El final de la vida de don Pedro
fue, sin embargo, trágico.
“Fue condenado a muerte, el 26 de noviembre, por un tribunal popular: Por
fascista, monárquico y enemigo de la República. Antes de morir escribió esta
carta a su mujer[2]:
‘Queridísima Asunción: sigo muy bien. Cuando recibas esta carta, estaré
fuera de Madrid. Voy resignado y contento. Dios sobre todos. Llevo una muda de
repuesto. Voy muy tranquilo sabiendo que todos estarán bien y que tú seguirás
siendo el ángel bueno de todos. El mío lo has sido siempre y, si Dios tiene
dispuesto que no volvamos a vernos, mi último pensamiento será siempre para ti.
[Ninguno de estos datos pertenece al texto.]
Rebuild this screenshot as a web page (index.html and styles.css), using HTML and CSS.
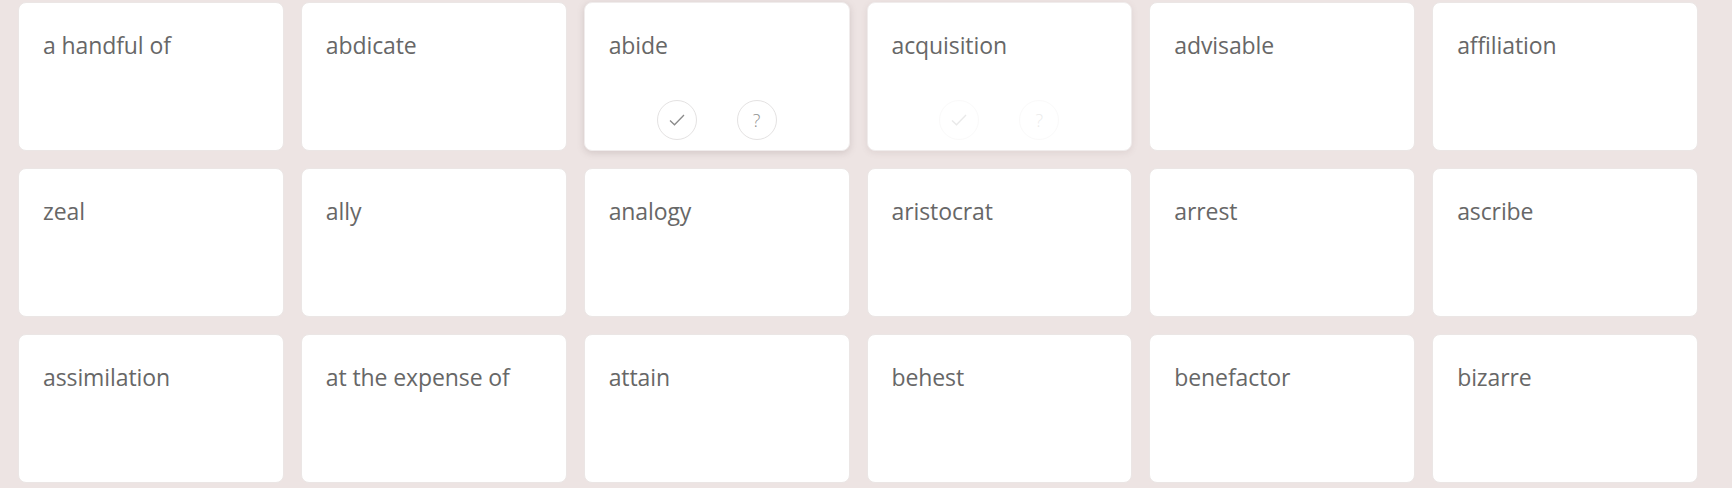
FILE: index.html
```html
<!DOCTYPE html>
<html lang="en">
<head>
<meta charset="utf-8">
<title>Words</title>
<link rel="stylesheet" href="styles.css">
</head>
<body>
<main class="grid">
  <div class="card"><div class="word">a handful of</div></div>
  <div class="card"><div class="word">abdicate</div></div>
  <div class="card card-hover"><div class="word">abide</div>
    <div class="actions">
      <span class="btn"><svg width="16" height="14" viewBox="0 0 16 14"><polyline points="1,7.5 5.5,11.8 15,2" fill="none" stroke="#8a8a8a" stroke-width="1.3"/></svg></span>
      <span class="btn"><span class="q">?</span></span>
    </div>
  </div>
  <div class="card card-fading"><div class="word">acquisition</div>
    <div class="actions">
      <span class="btn"><svg width="16" height="14" viewBox="0 0 16 14"><polyline points="1,7.5 5.5,11.8 15,2" fill="none" stroke="#8a8a8a" stroke-width="1.3"/></svg></span>
      <span class="btn"><span class="q">?</span></span>
    </div>
  </div>
  <div class="card"><div class="word">advisable</div></div>
  <div class="card"><div class="word">affiliation</div></div>
  <div class="card"><div class="word">zeal</div></div>
  <div class="card"><div class="word">ally</div></div>
  <div class="card"><div class="word">analogy</div></div>
  <div class="card"><div class="word">aristocrat</div></div>
  <div class="card"><div class="word">arrest</div></div>
  <div class="card"><div class="word">ascribe</div></div>
  <div class="card"><div class="word">assimilation</div></div>
  <div class="card"><div class="word">at the expense of</div></div>
  <div class="card"><div class="word">attain</div></div>
  <div class="card"><div class="word">behest</div></div>
  <div class="card"><div class="word">benefactor</div></div>
  <div class="card"><div class="word">bizarre</div></div>
</main>
</body>
</html>
```

FILE: styles.css
```css
html, body {
  margin: 0;
  padding: 0;
  background: #ede4e3;
}

body {
  font-family: "Open Sans", "Noto Sans", sans-serif;
  height: 488px;
  overflow: hidden;
}

.grid {
  display: grid;
  grid-template-columns: repeat(6, 1fr);
  grid-auto-rows: 149px;
  column-gap: 17px;
  row-gap: 17px;
  width: 1680px;
  margin: 2px 0 0 18px;
}

.card {
  background: #ffffff;
  border: 1px solid #ebe6e5;
  border-radius: 8px;
  box-sizing: border-box;
  padding: 27px 24px 10px;
  display: flex;
  flex-direction: column;
}

.card-hover {
  border-color: #f0ecec;
  box-shadow: 0 2px 7px rgba(120, 100, 100, 0.22);
}

.card-fading {
  border-color: #f0ecec;
  box-shadow: 0 2px 6px rgba(120, 100, 100, 0.12);
}

.word {
  font-size: 23px;
  line-height: 30px;
  color: #676767;
  letter-spacing: -0.1px;
}

.actions {
  margin-top: auto;
  display: flex;
  justify-content: center;
  gap: 40px;
}

.btn {
  width: 38px;
  height: 38px;
  border: 1px solid #e4e2e2;
  border-radius: 50%;
  display: flex;
  align-items: center;
  justify-content: center;
  background: #fff;
}

.q {
  font-family: "Open Sans", sans-serif;
  font-weight: 300;
  font-size: 18px;
  line-height: 1;
  color: #8f8f8f;
}

.card-fading .btn {
  opacity: 0.18;
}
```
No te olvides de mi madre (…) Siento proporcionarte el disgusto de esta
separación pero, si todos debemos sufrir por la salvación de España y ésta es
la parte que me ha correspondido, benditos sean estos sufrimientos. Te escribo
muy deprisa porque me ha cogido la noticia un poco de sorpresa. Adiós, vida
mía. Muchos besos a los niños, cariños para todos y, para ti, que siempre
fuiste mi felicidad, todo el cariño de tu Pedro.
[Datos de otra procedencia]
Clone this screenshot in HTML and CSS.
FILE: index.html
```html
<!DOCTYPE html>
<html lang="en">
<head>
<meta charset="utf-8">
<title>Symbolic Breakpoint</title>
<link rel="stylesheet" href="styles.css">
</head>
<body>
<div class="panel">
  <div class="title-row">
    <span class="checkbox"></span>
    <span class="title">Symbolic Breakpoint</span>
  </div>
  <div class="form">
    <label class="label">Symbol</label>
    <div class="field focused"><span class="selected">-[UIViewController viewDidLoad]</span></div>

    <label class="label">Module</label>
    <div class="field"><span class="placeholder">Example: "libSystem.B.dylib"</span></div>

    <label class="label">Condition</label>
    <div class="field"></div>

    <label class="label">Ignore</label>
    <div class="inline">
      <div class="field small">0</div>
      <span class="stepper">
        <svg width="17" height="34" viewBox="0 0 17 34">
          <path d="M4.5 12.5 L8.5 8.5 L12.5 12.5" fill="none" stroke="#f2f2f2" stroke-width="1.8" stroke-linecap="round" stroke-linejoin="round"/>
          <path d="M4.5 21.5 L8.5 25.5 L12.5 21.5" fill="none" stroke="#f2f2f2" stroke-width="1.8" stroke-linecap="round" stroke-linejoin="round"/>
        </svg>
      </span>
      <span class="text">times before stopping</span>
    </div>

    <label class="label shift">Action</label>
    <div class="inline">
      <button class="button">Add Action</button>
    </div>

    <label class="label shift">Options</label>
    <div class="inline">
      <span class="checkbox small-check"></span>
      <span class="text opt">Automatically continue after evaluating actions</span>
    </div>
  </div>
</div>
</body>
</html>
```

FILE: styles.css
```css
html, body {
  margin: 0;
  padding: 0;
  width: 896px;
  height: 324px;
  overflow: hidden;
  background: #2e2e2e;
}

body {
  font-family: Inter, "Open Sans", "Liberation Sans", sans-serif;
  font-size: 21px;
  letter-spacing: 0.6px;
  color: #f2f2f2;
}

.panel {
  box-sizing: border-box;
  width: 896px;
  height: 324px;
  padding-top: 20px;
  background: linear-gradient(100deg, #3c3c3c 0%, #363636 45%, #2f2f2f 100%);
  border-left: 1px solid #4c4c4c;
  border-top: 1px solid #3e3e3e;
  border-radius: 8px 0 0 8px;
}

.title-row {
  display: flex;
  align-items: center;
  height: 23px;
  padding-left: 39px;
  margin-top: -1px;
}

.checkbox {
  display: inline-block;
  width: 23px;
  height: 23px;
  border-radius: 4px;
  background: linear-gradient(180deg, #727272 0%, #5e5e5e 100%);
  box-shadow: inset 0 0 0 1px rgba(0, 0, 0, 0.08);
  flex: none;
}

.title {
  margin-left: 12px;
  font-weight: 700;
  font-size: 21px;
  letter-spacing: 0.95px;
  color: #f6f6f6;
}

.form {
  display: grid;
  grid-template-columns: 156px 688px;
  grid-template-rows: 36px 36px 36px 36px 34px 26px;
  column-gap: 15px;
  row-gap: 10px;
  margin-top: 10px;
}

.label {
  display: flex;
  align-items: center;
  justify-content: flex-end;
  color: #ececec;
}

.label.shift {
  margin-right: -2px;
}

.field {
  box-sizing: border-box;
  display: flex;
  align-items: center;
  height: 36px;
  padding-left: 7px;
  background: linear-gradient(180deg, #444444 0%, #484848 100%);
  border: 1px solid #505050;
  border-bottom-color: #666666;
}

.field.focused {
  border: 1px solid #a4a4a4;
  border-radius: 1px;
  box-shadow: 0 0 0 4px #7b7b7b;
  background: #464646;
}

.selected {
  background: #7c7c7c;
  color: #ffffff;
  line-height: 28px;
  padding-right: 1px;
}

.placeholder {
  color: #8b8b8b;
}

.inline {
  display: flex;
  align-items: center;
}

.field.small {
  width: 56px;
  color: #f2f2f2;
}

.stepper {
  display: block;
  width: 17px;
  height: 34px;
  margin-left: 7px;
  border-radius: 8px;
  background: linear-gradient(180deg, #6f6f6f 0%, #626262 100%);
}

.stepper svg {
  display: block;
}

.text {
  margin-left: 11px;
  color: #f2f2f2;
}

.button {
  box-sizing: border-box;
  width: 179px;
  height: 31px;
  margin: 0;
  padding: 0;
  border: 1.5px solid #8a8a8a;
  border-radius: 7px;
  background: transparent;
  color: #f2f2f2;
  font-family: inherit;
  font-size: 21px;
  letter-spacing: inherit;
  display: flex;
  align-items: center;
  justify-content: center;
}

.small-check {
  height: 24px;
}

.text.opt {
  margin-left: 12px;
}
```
Postdata. Como comprenderás, voy muy bien preparado y limpio de culpas’.
Le quitaron la maleta, el abrigo, la cartera, el reloj, los recuerdos que
llevaba en los bolsillos y le dejaron un pañuelo, como único equipaje. Un
miliciano le cortó los bigotes: ‘Para donde vas, no te van a hacer falta’.
Le ataron las manos con un alambre. Como un Cyrano de Bergerac gaditano,
conservaba la entereza y el humor. Les dijo a los que iban a fusilarlo: ‘Me lo
habéis quitado todo, la familia, la libertad, pero hay algo que no me podéis
quitar: el miedo’.
Tiró el cigarrillo y dijo: ‘Cuanto antes’. Todavía gritó: ‘¡Viva España y
viva el Rey!’. Cuentan que agarró la mano del Padre Llop, que estaba perdonando
a sus asesinos, y se despidió: ‘Hasta el cielo, Padre’.
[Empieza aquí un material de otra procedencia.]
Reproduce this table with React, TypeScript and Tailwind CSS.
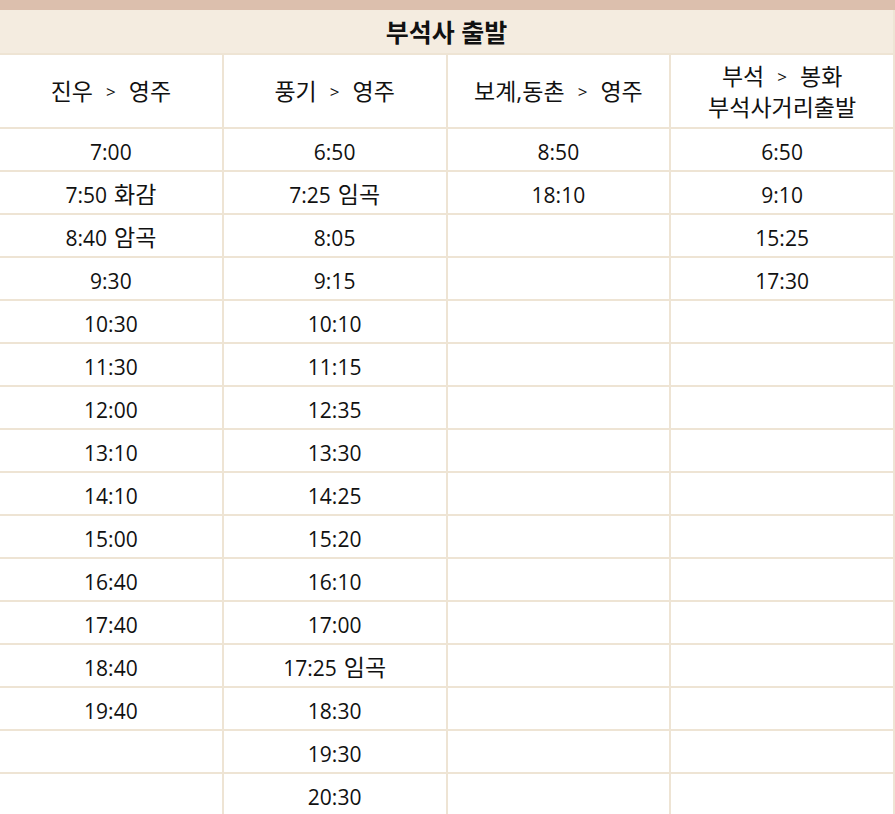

Es uno de los miles de cuerpos sin identificar que reposan en la fosa común
de Paracuellos”.
Actualmente,
don Pedro Muñoz Seca está en proceso de beatificación junto con otros 43
posibles mártires.
Y
la tercera razón para colocaros este texto es que mi mayor deseo en la vida ha
sido, desde hace muchos años, representar “La venganza de Don Mendo”:
Naturalmente, haciendo yo el papel de Don Mendo que me sé de memoria. Mucho me
temo que este profundo deseo de mi alma se verá frustrado. O tal vez, si al
final no me paso la eternidad vagando por el éter, débilmente, como los pobres
porteros de don Pedro, pueda representarlo en el cielo. Veremos en qué acaba
esto.
Pero
volvamos con Mister Ed y Wilbur. Seguiréis preguntándoos: ¿Para qué demonios
nos cuenta Tomás todo esto de Mister Ed, Wilbur, su mujer, su trabajo y todo lo
demás? Y aquí viene el corolario teológico.
¡Ah!,
es que me parece que muy a menudo nosotros, los seres humanos hacemos con Dios
lo que Wilbur con Mister Ed.
Muchos
ni siquiera le hacen caso. Escuchan los consejos de Dios, pero los achacan a su
locura y se los quitan de la cabeza. Puede que se den cuenta de que los
consejos tienen mucho sentido, pero su orgullo les impide ver qué pasaría si
los siguiesen. Los oyen como un indistinguible murmullo de fondo al que no hay
que prestar la menor atención y, al final, dejan de oírlos.
Otros
los siguen y hasta les va bien, pero al poco tiempo se acostumbran a tener a
Dios a mano y los ven tan contrarios a los consejos que da el mundo, que poco a
poco van despreciándolos hasta que dejan de hacerles ni pito caso. También, al
final, dejan de oírlos.
Un
tercer grupo, mientras oyen sus consejos, viven obsesionados con quitarse de en
medio a Dios, tal y como Wilbur quería hacer con Mister Ed y, al final lo
consiguen. O mejor dicho, acaban perdiendo con Dios, la casa, el trabajo, los
hijos, los amigos y otras muchas cosas más.
Por
último, algunos se acercan continuamente a la oración –la cuadra de Mister Ed–
para ver qué tiene que decirles. No es necesario contarle muchas cosas a Dios.
El nos conoce hasta nuestras entretelas. Basta con sentarse al lado de la
puerta de la cuadra por la que Mister Ed saca la cabeza, darle palmaditas en
las carrilleras cuando saca la cabeza y dejarse lamer la mano por él. Enseguida
nos vendrán sus consejos. Pero, a diferencia de Wilbur, no debemos esperar de
los consejos de Dios el éxito de nuestros planes humanos. Los caminos de Dios
no son nuestros caminos y los buenos son los suyos. Porque Él ve la eternidad y
toda la trama y urdimbre de las vidas y la historia, mientras que nosotros sólo
vemos una minúscula fracción. Los consejos de Dios nos pondrán en el camino de
lo mejor para nosotros mismos, pero desde su visión, no la nuestra.
[1] Aunque en el sitio de internet,
donde he leído esta anécdota, no especifica quien es el autor de los textos que
enmarcan los epitafios, pondría la mano en el fuego de que su autor es Alfonso
Ussía, nieto de don Pedro, del que ha heredado su ingenio.
[2] Tampoco este texto es mío, lo he
visto en internet, sin que se citase el autor, pero debe ser de alguien de su
familia, posiblemente también Alfonso Ussía.